Henry VIII assumed the English throne in 1509, an energetic young man of seventeen. He immediately decided to have a male heir. This became the enduring theme of his reign and he consequently came to be known as The Son King (or, to his detractors, The Heir Head).
Henry was a devout Catholic, and in the early part of his reign he earned the title "Defender of the Faith" without even stepping into the ring. His first wife, whom he'd married before taking the throne, was Catherine of Aragon, who earned the nickname "Catherine of Aragon." Catherine was an excellent queen until she didn't have a son, which made her bad.
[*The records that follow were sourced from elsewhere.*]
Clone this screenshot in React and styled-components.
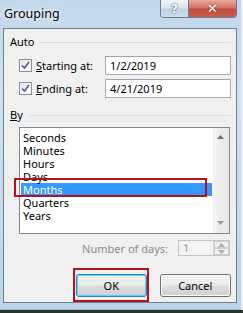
import React from "react";
import styled, { createGlobalStyle } from "styled-components";

const GlobalStyle = createGlobalStyle`
  html, body {
    margin: 0;
    padding: 0;
    background: #27332b;
  }
  body {
    width: 243px;
    height: 313px;
    overflow: hidden;
    font-family: "Noto Sans", "Liberation Sans", sans-serif;
    font-size: 11px;
    color: #000;
  }
`;

// window frame
const Frame = styled.div`
  width: 243px;
  height: 310px;
  box-sizing: border-box;
  padding: 0 6px 7px 3px;
  display: flex;
  flex-direction: column;
  background: linear-gradient(180deg, #c2d7ec 0%, #cfe0f1 30%, #c6daee 70%, #bcd3ea 100%);
  box-shadow: inset -2px 0 0 #e4eef8, inset 0 -1px 0 #9db6cf;
`;

const TitleBar = styled.div`
  height: 28px;
  display: flex;
  align-items: flex-start;
  flex-shrink: 0;
`;

const Title = styled.div`
  padding: 7px 0 0 1px;
  font-size: 12.5px;
  line-height: 14px;
  color: #000;
  text-shadow: 0 0 6px #ffffff, 0 0 3px #ffffff;
`;

const CaptionButtons = styled.div`
  margin-left: auto;
  display: flex;
  border: 1px solid #6b7d90;
  border-top: none;
  border-radius: 0 0 4px 4px;
  overflow: hidden;
  height: 17px;
`;

const CaptionButton = styled.div`
  width: ${({ w }) => w}px;
  height: 17px;
  display: flex;
  align-items: center;
  justify-content: center;
  color: #fff;
  font-family: "DejaVu Sans", sans-serif;
  font-weight: bold;
  font-size: ${({ close }) => (close ? "13px" : "12px")};
  background: ${({ close }) =>
    close
      ? "linear-gradient(180deg, #e9a99c 0%, #d47566 45%, #c24a3a 55%, #c9604c 100%)"
      : "linear-gradient(180deg, #f0f5fa 0%, #d9e4ef 45%, #c2d2e3 55%, #cedcea 100%)"};
  border-left: ${({ close }) => (close ? "1px solid #6b7d90" : "none")};
  text-shadow: ${({ close }) =>
    close ? "0 0 2px #7a1f14" : "0 0 1px #44576b, 0 0 2px #44576b"};
`;

const Client = styled.div`
  flex: 1;
  background: #f0f0f0;
  border: 1px solid #70808f;
  display: flex;
  flex-direction: column;
  padding: 0 5px 0 6px;
`;

const GroupHeader = styled.div`
  display: flex;
  align-items: center;
  height: 16px;
  margin-top: ${({ mt }) => mt}px;
  line-height: 16px;
  &::after {
    content: "";
    flex: 1;
    height: 1px;
    background: #d5dfe5;
    margin-left: 6px;
    margin-top: 1px;
  }
`;

const FieldRow = styled.div`
  display: flex;
  align-items: center;
  height: 19px;
  margin-top: ${({ mt }) => mt}px;
  padding-left: 9px;
`;

const Check = styled.div`
  width: 11px;
  height: 11px;
  border: 1px solid #8e8f8f;
  background: linear-gradient(135deg, #dcdcdc 0%, #f4f4f4 60%, #ffffff 100%);
  box-shadow: inset 0 0 0 1px #f4f4f4;
  display: flex;
  align-items: center;
  justify-content: center;
`;

const CheckLabel = styled.label`
  margin-left: 4px;
  width: 69px;
  line-height: 15px;
`;

const TextBox = styled.div`
  width: 120px;
  height: 17px;
  border: 1px solid #abadb3;
  border-top-color: #a2a4a9;
  background: #fff;
  padding-left: 4px;
  box-sizing: content-box;
  line-height: 17px;
`;

const ListWrap = styled.div`
  position: relative;
  margin: 4px 0 0 9px;
  width: 211px;
  height: 107px;
  box-sizing: border-box;
  border: 1px solid #828790;
  background: #fff;
  display: flex;
`;

const Items = styled.div`
  flex: 1;
  padding: 3px 0 0 1px;
`;

const Item = styled.div`
  height: 13px;
  line-height: 13px;
  padding-left: 2px;
  background: ${({ selected }) => (selected ? "#3399ff" : "transparent")};
  color: ${({ selected }) => (selected ? "#fff" : "#000")};
`;

const ScrollBar = styled.div`
  width: 17px;
  background: linear-gradient(90deg, #f7f7f7 0%, #ececec 40%, #e8e8e8 100%);
  display: flex;
  flex-direction: column;
  justify-content: space-between;
  align-items: center;
  padding: 7px 0 8px;
  box-sizing: border-box;
`;

const Mark = styled.div`
  position: absolute;
  left: -6px;
  top: 50px;
  width: 189px;
  height: 15px;
  border: 2px solid #b3121b;
`;

const DaysRow = styled.div`
  display: flex;
  align-items: center;
  justify-content: flex-end;
  margin-top: 6px;
  height: 16px;
  padding-right: 1px;
  color: #8a8a8a;
`;

const Spin = styled.div`
  margin-left: 10px;
  display: flex;
  height: 16px;
  border: 1px solid #c2c5c8;
  background: #f4f4f4;
  box-sizing: border-box;
`;

const SpinValue = styled.div`
  width: 30px;
  padding-left: 4px;
  line-height: 14px;
  color: #9a9a9a;
  border-right: 1px solid #d6d6d6;
`;

const SpinButtons = styled.div`
  width: 15px;
  display: flex;
  flex-direction: column;
`;

const SpinButton = styled.div`
  flex: 1;
  display: flex;
  align-items: center;
  justify-content: center;
  border: 1px solid #d0d0d0;
  background: #f0f0f0;
`;

const ButtonRow = styled.div`
  display: flex;
  margin-top: 18px;
  padding-left: 66px;
  gap: 13px;
`;

const Button = styled.div`
  position: relative;
  width: ${({ w }) => w}px;
  height: 23px;
  box-sizing: border-box;
  border: 1px solid ${({ def }) => (def ? "#3c7fb1" : "#707070")};
  border-radius: 3px;
  background: linear-gradient(180deg, #f2f2f2 0%, #ebebeb 48%, #dddddd 52%, #cfcfcf 100%);
  box-shadow: inset 0 0 0 1px ${({ def }) => (def ? "#48d8fb" : "#fcfcfc")};
  display: flex;
  align-items: center;
  justify-content: center;
  line-height: 15px;
  &::after {
    display: ${({ marked }) => (marked ? "block" : "none")};
    content: "";
    position: absolute;
    left: -4px;
    top: -7px;
    right: -3px;
    bottom: -6px;
    border: 2px solid #b3121b;
  }
`;

const Tri = ({ down, color = "#6b6b6b" }) => (
  <svg width="7" height="4" viewBox="0 0 7 4">
    <polygon points={down ? "0,0 7,0 3.5,4" : "0,4 7,4 3.5,0"} fill={color} />
  </svg>
);

const CheckMark = () => (
  <svg width="9" height="9" viewBox="0 0 9 9">
    <path d="M1 4.5 L3.5 7 L8 1" stroke="#4a5f97" strokeWidth="1.6" fill="none" />
  </svg>
);

const items = ["Seconds", "Minutes", "Hours", "Days", "Months", "Quarters", "Years"];

export default function App() {
  return (
    <>
      <GlobalStyle />
      <Frame>
        <TitleBar>
          <Title>Grouping</Title>
          <CaptionButtons>
            <CaptionButton w={27}>?</CaptionButton>
            <CaptionButton w={47} close>
              ✕
            </CaptionButton>
          </CaptionButtons>
        </TitleBar>
        <Client>
          <GroupHeader mt={5}>Auto</GroupHeader>
          <FieldRow mt={6}>
            <Check>
              <CheckMark />
            </Check>
            <CheckLabel>
              <u>S</u>tarting at:
            </CheckLabel>
            <TextBox>1/2/2019</TextBox>
          </FieldRow>
          <FieldRow mt={4}>
            <Check>
              <CheckMark />
            </Check>
            <CheckLabel>
              <u>E</u>nding at:
            </CheckLabel>
            <TextBox>4/21/2019</TextBox>
          </FieldRow>
          <GroupHeader mt={9}>
            <span>
              <u>B</u>y
            </span>
          </GroupHeader>
          <ListWrap>
            <Items>
              {items.map((v) => (
                <Item key={v} selected={v === "Months"}>
                  {v}
                </Item>
              ))}
            </Items>
            <ScrollBar>
              <Tri />
              <Tri down color="#9a9a9a" />
            </ScrollBar>
            <Mark />
          </ListWrap>
          <DaysRow>
            Number of days:
            <Spin>
              <SpinValue>1</SpinValue>
              <SpinButtons>
                <SpinButton>
                  <Tri color="#b0b0b0" />
                </SpinButton>
                <SpinButton>
                  <Tri down color="#b0b0b0" />
                </SpinButton>
              </SpinButtons>
            </Spin>
          </DaysRow>
          <ButtonRow>
            <Button w={71} def marked>
              OK
            </Button>
            <Button w={72}>Cancel</Button>
          </ButtonRow>
        </Client>
      </Frame>
    </>
  );
}
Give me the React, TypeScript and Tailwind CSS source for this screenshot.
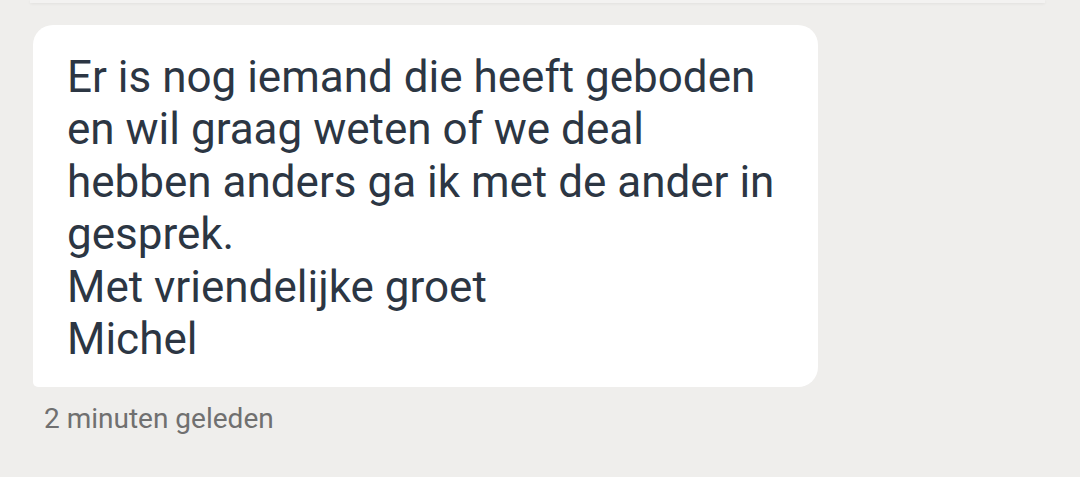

By the 1530s Henry had realized he was married to a bad queen. He was now about forty years old. He therefore decided to get a convertible carriage and change wives. While the convertible caused no problems, the changing of wives required the official permission of the Pope, who, being Catholic himself, refused to grant a divorce. Henry divorced her anyway, and on July 11, 1533, the Catholic Church seceded from the Church of England in retaliation.
The Pope having withdrawn, Henry made himself the head of the Church of England. Because he was still the Defender of the Faith, he wrote the Act of Supremacy. This Act proved that the Church of England was better than the Catholic Church, that King Henry VIII was better than any Pope, and that a Single White King was back in the market.
Sir Thomas More had been the Lord Chancellor of England, and knew Henry as well as any man alive. He therefore refused to swear to the Act of Supremacy, and on July 6, 1535, became Sir Thomas Somewhat Less.
At this point in his career, Henry began marrying and divorcing women on a regular basis. The divorce process was expedited now that Papal authority was no longer a consideration. In fact, Henry turned the entire process into a game: his wives would be blindfolded and asked to produce a male heir. It came to be known as "Bluff King Hal," and several centuries later it served as the inspiration for the popular French game, "Hungry Hungry Guillotine."
Today is the birthday of Suzanne Vega (1959), Leon Spinks (1953), Giorgio Armani (1934), Yul Brynner (1920), E.B. White (1899), and John Quincy Adams (1767).
It's still Independence Day in the Bahamas. There are two shopping days left before Cow Appreciation Day.